Among those who were lucky are Armando Sardiñas Figueredo and the photographer Anyelo Troya, responsible for filming the images taken in Havana for the video clip of Patria y Vida. Sardiñas sentence was changed from ten months of deprivation of liberty for equal time of correctional work on a farm, and Troya was released with a fine of 14,150 pesos.

“I came out fined and exhausted but free. The trial lasted almost eight hours.”

“I came out with a fine and exhausted but free,” Troyat told 14ymedio this Saturday. “The trial lasted almost eight hours,” the artist added.

Another of the relatives of the detainees, Ostraida Quintana, posted on his social networks that his nephew, Damián Acevedo Quintana, was released on Friday night. “In the appeal trial he was sentenced to three months of correctional work without detention and a fine of 300 pesos (about 12 euros in the official exchange, 4 euros in the informal exchange),” he said.

“In Cuba there is no justice,” wrote Yaquelin Salas Hernández, wife of Dashiel Alfonso, one of those arrested after the demonstrations on July 11, at the end of the appeal of his sentence.

For her, the appeal trial showed “a total lack of respect” and the authorities “are taking actions to set an example… My husband was the only one who presented firm eyewitnesses, and the court’s decision was based on the fact that the witnesses could not agree on whether or not there were disturbances in the place, when that is factor,” says the woman in conversation with 14ymedio. “Both made it clear that the demonstration had happened, but whether they were people or riots, that depends on the perception of each one.”

Alfonso Catá was arrested when he came to the defense of a woman who was violently detained by three civilian-clad political police officers.

“Both witnesses agreed on the concrete fact of what happened and above all that my husband never acted with violence; on the contrary, he was the victim of violence”

“Both witnesses agreed on the specific fact of what happened and above all that my husband never acted with violence; on the contrary, he was the victim of violence.

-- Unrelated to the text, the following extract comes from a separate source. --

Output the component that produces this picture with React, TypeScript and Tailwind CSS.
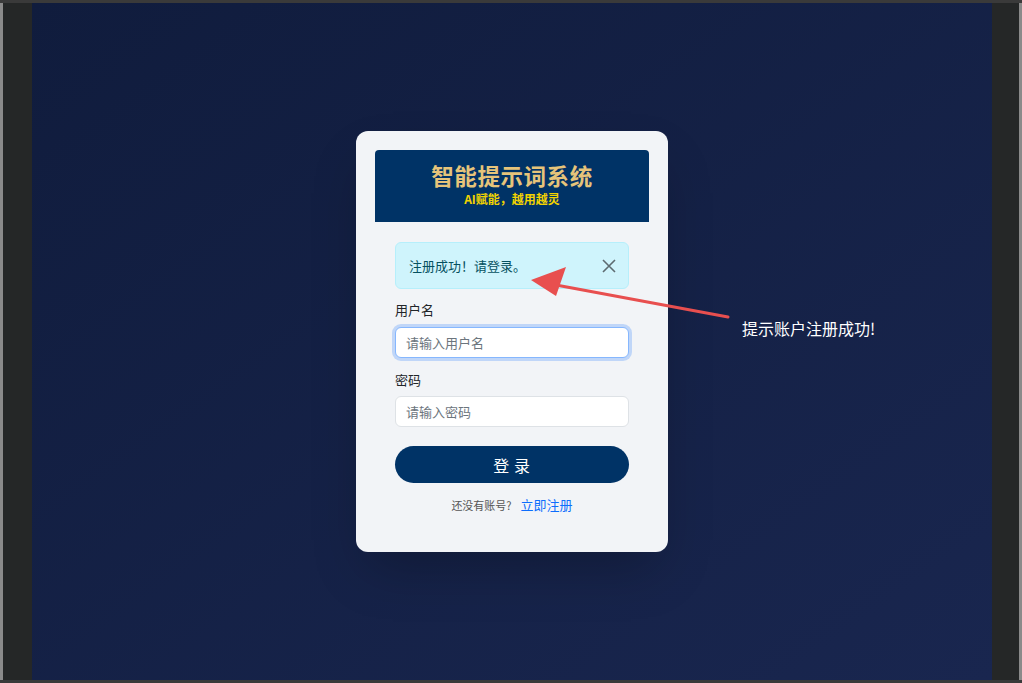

His witnesses did see what happened and if they know the reason for his arrest, which does not constitute a crime and it was proven. The sanction of my husband like that of many others was crude and showed a lack of respect at the highest levels,” she says.

She explains that “these arbitrary processes” are unprecedented. “I am going to demand the principle of equality before the law because my husband had many factors in his favor and they were simply dismissed, clearly because they understood it that way.”

For the lawyer Laritza Diversent, director and founder of the Cubalex legal advice center, the only beneficiary was the defendant who was released or was acquitted: although the sentence seems less rigorous, for example changing prison for a regime of “correctional work,” such as in the case of Sardiñas, “they have to work like mules and the conditions are terrible,” she told 14ymedio.

Diversent says that Troya was released because he was “very visible” as a result of its participation in Patria y Vida, but the rest of the detainees did not enjoy the same luck.

The lawyer also denounces that the law was selectively enforced: “Not all the people who participated in the July 11 demonstrations were accused of public disorder and, at the same time, those who participated in favor of the Government and responded to the president’s call [to defend the Revolution] were not sanctioned,” she laments. “No proceedings were initiated against them, not even against those who initiated violence with sticks and stones.”

“There is nothing of benevolence in a sanction for something that does not constitute a crime,” continues the attorney. “Demonstration in Cuba is constituted as a constitutional right and the people went out and demonstrated. There is no rule that says how they should do it and ‘public disorder’ cannot be used to restrict human rights in the way it was used.”

Diversent says the State wasted the opportunity offered by the appeals to correct the “mistakes” they made when trying the protesters in municipal courts

Diversent says the State wasted the opportunity offered by appeals to correct the “mistakes” they made when trying the protesters in municipal courts with “serious violations of guarantees and due process.” The president of the Supreme Court himself said that mistakes had been made and that they could correct them, notes Diversent, but “they did not.”

The lawyer, who is collaborating in the preparation of a list of detainees and disappeared after the historic day of protests, calls on the State to stop the “prosecution” of the July 11 protesters. “Those people only came out to demonstrate. Even those who reacted violently, it was in legitimate defense, because the one who gave the order for violence was the president,” she believes.

After watching the videos of that day, Diversent’s perception is that the police authorities were not protecting public order.

“They prevented the exercise of a right that is recognized in the Constitution and there was no reason to do so,” she said. And she continues to enumerate: “They did not acknowledge the violations of the guarantees of due process, which in many cases were without lawyers in the first place. In the cases where a lawyer was hired, the defendants were still not represented, because the lawyers were not allowed to participate in the trial.” Now, she concludes, all that remains is an appeal for a “review.”